The 12th Annual Fidgeton County Being Bee is a tradition dating back six years. Organized by leading newspapers, flower shops, schools, and essentialist philosophers, it counterbalances things getting so complicated it's not possible to start being anything. Since the controversial third Bee where it was noticed they'd somehow skipped numbers 3, 4, 3, 7, 8, 6, and 3 again, these Being Bees have spread almost into neighboring counties and been resisted only with armed force and nihilism.
Corey Warren (11 - Tri-Town Weekly Daily-Journal) received high marks for Being Being Bee judge Corey Warren, with his recreation of a clipboard, holding nothing but implying competent authority, called ``apt''. He was disqualified as it is unfair for judges to be contestants, a ruling leading to complaints from Warren and also some kicking.
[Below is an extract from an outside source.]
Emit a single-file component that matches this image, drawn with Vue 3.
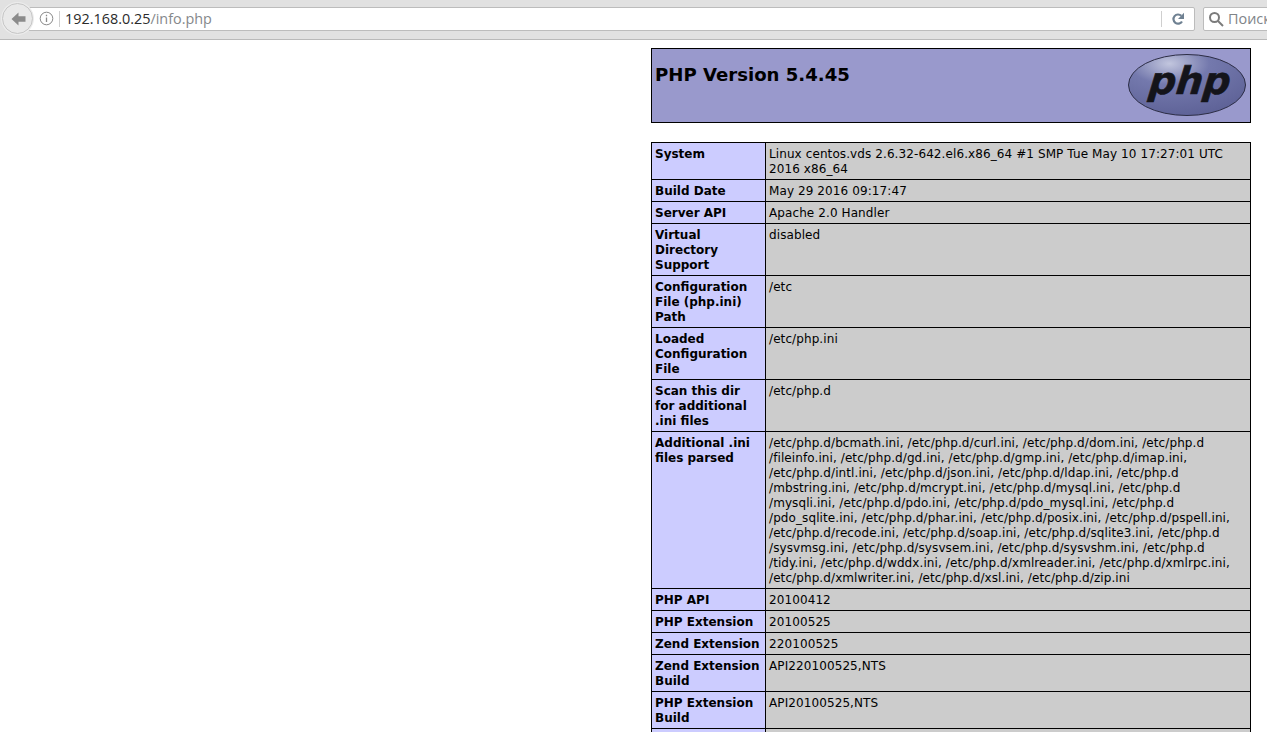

The organizing panel for next year's 12th Annual Being Bee was advised to not try this high concept stuff.
Andrea Khvylya (12 - Camel Wheeze High School Hawk Gazette) won acclaim for Being a plate of dragee-covered mint chocolates and was delicious. Bee organizers stress her family's lawsuit is invalid as the rules of the competition were on the signup sheet and she did technically reach the quarter-finals before being devoured.
Thomas ``Jim'' Kenney (10 - Spacetown Elementary School Capsule) also reached the quarter-finals. Kenney made an excellent traffic signal and his use of LED signals for all the lights except one yellow facing the main road was ruled inspired. He was unable to advance as the bumper sticker affixed to his base was for a Senatorial candidate who, in fact, won twelve years ago, rather than the correct losing one.
Don ``John'' Laney (15 - Eventual High School Aggrandizer-News) wants to be known as John ``Dan'' Laney, but met judge Corey Warren's challenge of Being ``this old newspaper stall, I guess, in the flea market that used to be off Route 35 where the Route 36 traffic circle spits you off on Route 37 near Route 38 Town, and they had all these Richie Rich Digests with marker swipes across the bottom so I think they were supposed to have been returned for credit instead of re-sold cheap'' with under four seconds on the clock. Warren looked wistfully, muttered ``I forgot the scent ... '' and wandered around, until his nostalgic reveries forced a delay-of-Bee and his replacement by Compu-Evalutron 2000, the Infallible Electronic Judge of the Future.
J Daniel Patel (12 - Crumbled Asphalt Middle School), contestant in last year's 12th Annual Being Bee, was recovered after a yearlong absence from his outstanding performance as a four-door 1988 Chevrolet Celebrity resulting in his escaping all human memory. He was to have been given a retroactive special certificate but everyone forgot.
Henry, the Funniest Living American (78 - Any newspapers now that it's not 1948 anymore? Really?) lost in the qualifying rounds after playing hooky, going to the pond, and pulling up a rubber boot instead of a fish. The boot went to the semi-finals where it lost in straight sets to a plate of doughnuts left on the windowsill.
Ana Kelly Rosen (14 - Invoice Street Lower High School Rap Session) was eliminated in semi-finals when her Being ``herself, but two feet to the left'' found she was two feet to stage left instead of to audience left, unless it's the other way around. Anyway it was three feet, and that's the story Compu-Evalutron 2000, the Infallible Electronic Judge of the Future, is sticking to.
Vera Haisch (13 - Independent School Newspaper Wire Services) was expected to win the final round, ``some manner of Goedel Unprovability Theorem''. Unfortunately she tried Being ``the most average-sized creature whose ability to win a Being Be contest could not be predicted'', which caused Compu-Evalutron 2000, the Infallible Electronic Judge of the Future, to burst open its primary logic circuits and spew data from all thermionic valves.
The resulting fire left the competition without a decision for the first time since last year's 12th Annual Being Bee, but with a fresh warning from the fire and philosophy departments to stop it with the high concept stuff already, so it was judged a moral victory.
Trivia: Wilhelm I preferred not to consider himself Kaiser or Emperor, and instead referred to his title as Charaktermajor, the rank given officers who actually retired as Captains. Source: The German Empire, 1870 - 1918, Michael Stürmer.
Currently Reading: Time In Advance, William Tenn. And now 2458, a new latest-date for the explicit survival of the United States in a work of science fiction that I've seen.